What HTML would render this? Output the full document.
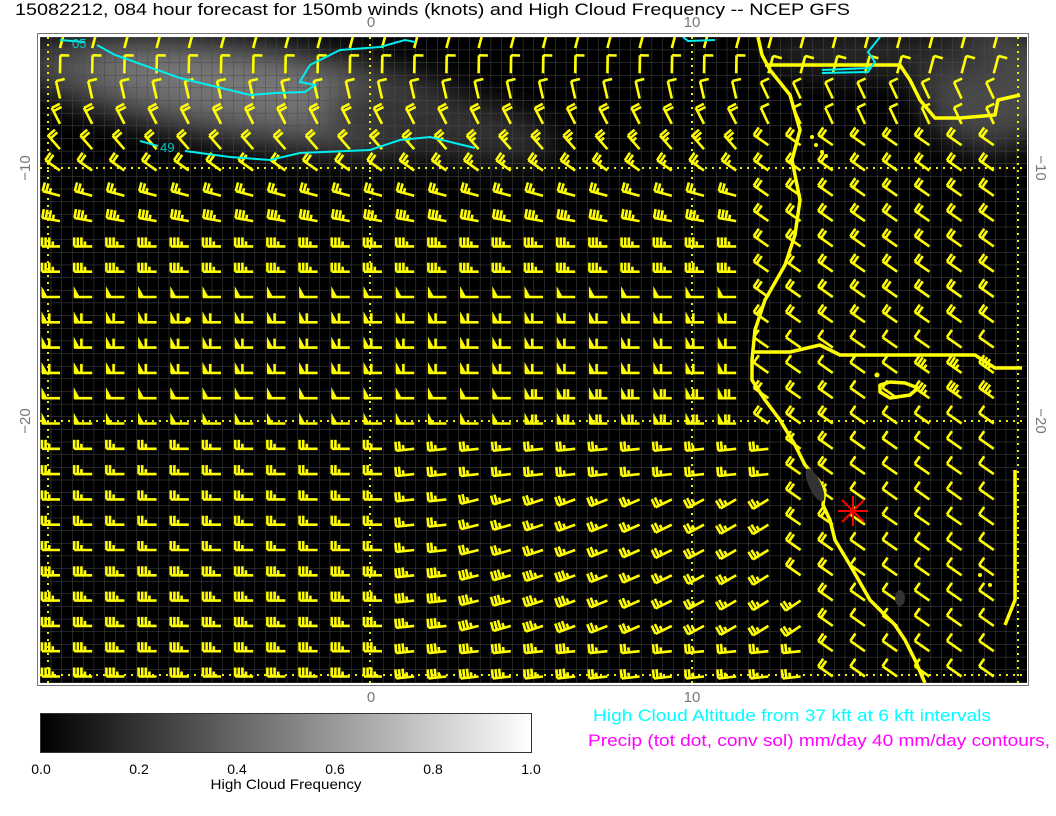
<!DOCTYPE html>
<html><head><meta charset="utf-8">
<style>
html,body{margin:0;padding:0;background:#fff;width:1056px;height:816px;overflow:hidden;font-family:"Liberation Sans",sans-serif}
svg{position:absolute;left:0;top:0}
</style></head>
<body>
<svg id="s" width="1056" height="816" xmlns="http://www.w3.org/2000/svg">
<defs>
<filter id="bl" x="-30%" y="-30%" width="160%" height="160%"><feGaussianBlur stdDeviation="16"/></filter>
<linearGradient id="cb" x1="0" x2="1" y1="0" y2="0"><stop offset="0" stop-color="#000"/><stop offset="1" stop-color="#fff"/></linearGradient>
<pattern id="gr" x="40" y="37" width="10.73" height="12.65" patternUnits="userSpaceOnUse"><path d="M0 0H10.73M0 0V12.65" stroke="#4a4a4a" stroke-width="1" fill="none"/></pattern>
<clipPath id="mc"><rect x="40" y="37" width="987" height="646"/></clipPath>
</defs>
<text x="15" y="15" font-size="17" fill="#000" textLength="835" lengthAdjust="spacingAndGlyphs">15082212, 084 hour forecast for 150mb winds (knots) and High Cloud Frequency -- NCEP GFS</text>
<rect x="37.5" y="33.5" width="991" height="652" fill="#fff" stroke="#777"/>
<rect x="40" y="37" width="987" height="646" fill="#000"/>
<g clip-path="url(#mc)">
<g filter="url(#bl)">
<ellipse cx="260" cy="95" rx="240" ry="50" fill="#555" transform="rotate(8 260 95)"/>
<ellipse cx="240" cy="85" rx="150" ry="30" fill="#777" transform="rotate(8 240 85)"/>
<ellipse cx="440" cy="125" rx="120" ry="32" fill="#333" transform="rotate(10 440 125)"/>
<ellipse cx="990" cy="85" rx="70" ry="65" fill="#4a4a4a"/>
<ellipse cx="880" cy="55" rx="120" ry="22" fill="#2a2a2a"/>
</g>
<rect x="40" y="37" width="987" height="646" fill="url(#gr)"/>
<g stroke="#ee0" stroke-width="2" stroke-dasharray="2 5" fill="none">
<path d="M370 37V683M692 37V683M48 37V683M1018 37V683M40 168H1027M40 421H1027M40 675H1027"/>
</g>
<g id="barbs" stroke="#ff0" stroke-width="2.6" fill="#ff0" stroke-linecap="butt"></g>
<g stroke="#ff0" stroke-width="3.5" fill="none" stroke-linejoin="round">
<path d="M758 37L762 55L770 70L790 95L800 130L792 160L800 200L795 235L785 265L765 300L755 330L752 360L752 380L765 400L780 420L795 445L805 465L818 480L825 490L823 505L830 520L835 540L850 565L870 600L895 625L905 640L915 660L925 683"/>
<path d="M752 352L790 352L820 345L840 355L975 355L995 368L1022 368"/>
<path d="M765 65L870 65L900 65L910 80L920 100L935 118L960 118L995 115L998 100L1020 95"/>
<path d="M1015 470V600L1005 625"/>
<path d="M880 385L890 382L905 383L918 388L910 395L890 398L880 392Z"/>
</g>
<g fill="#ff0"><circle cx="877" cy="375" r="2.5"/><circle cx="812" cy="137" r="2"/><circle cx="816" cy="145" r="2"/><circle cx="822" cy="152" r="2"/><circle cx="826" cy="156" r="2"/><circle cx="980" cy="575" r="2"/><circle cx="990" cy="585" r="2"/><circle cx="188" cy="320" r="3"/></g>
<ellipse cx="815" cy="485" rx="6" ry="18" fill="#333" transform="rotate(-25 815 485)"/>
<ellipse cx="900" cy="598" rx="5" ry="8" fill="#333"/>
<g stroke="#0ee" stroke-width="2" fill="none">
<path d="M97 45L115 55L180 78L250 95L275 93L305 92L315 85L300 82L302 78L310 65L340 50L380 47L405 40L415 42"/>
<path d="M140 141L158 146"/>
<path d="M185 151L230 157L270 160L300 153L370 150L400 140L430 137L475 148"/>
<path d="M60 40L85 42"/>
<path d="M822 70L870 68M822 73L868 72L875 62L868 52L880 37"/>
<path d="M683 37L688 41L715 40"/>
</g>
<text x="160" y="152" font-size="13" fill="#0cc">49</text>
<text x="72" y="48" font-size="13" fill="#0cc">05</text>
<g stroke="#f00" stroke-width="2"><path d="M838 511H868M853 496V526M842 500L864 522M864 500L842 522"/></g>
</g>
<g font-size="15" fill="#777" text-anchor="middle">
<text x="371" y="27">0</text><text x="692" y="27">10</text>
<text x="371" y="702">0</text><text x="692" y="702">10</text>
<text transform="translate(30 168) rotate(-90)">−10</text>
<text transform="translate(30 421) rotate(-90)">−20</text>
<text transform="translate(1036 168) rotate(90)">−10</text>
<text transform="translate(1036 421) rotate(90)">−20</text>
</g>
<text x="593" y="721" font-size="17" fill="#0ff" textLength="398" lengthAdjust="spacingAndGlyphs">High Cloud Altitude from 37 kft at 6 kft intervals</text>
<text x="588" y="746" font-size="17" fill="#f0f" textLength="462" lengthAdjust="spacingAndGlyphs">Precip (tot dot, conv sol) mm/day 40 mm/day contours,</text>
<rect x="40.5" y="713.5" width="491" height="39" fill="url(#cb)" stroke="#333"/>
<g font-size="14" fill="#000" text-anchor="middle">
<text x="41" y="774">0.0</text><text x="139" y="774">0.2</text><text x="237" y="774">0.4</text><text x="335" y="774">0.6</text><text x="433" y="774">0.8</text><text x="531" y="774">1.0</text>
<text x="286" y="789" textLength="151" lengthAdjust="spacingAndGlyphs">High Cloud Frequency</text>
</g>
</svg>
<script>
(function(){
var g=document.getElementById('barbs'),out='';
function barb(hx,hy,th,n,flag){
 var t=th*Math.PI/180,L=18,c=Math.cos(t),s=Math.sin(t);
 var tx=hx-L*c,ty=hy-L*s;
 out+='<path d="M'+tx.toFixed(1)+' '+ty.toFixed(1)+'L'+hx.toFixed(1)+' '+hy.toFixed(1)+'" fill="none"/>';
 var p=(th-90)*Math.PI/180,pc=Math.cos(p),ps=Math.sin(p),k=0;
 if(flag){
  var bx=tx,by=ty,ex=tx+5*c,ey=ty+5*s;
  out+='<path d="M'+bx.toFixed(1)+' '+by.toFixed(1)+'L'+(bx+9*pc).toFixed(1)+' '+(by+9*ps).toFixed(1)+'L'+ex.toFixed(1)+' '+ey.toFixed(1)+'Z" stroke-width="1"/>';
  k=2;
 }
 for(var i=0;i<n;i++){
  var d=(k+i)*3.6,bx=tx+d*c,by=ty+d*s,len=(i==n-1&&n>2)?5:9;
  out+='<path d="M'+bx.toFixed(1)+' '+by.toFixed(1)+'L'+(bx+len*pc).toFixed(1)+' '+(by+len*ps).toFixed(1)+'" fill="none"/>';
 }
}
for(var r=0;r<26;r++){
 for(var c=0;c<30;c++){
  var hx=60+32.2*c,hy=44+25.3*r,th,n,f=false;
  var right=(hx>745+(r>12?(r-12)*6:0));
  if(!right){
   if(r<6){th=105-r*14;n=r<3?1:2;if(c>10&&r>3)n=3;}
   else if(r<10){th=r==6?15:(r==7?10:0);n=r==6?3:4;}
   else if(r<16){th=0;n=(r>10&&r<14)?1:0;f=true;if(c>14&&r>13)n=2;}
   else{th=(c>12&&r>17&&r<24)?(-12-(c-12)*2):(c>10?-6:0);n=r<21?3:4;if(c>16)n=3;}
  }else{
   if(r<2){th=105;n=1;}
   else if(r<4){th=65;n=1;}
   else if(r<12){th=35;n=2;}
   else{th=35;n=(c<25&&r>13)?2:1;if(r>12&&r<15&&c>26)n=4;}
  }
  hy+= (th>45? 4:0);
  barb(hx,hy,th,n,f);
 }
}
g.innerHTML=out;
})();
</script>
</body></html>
----
▸ PROBLEM TO WORK ON: Select every line in the material above where the string "document" occurs, and copy it.

▸ PROBLEM SOLUTION:
What HTML would render this? Output the full document.
var g=document.getElementById('barbs'),out='';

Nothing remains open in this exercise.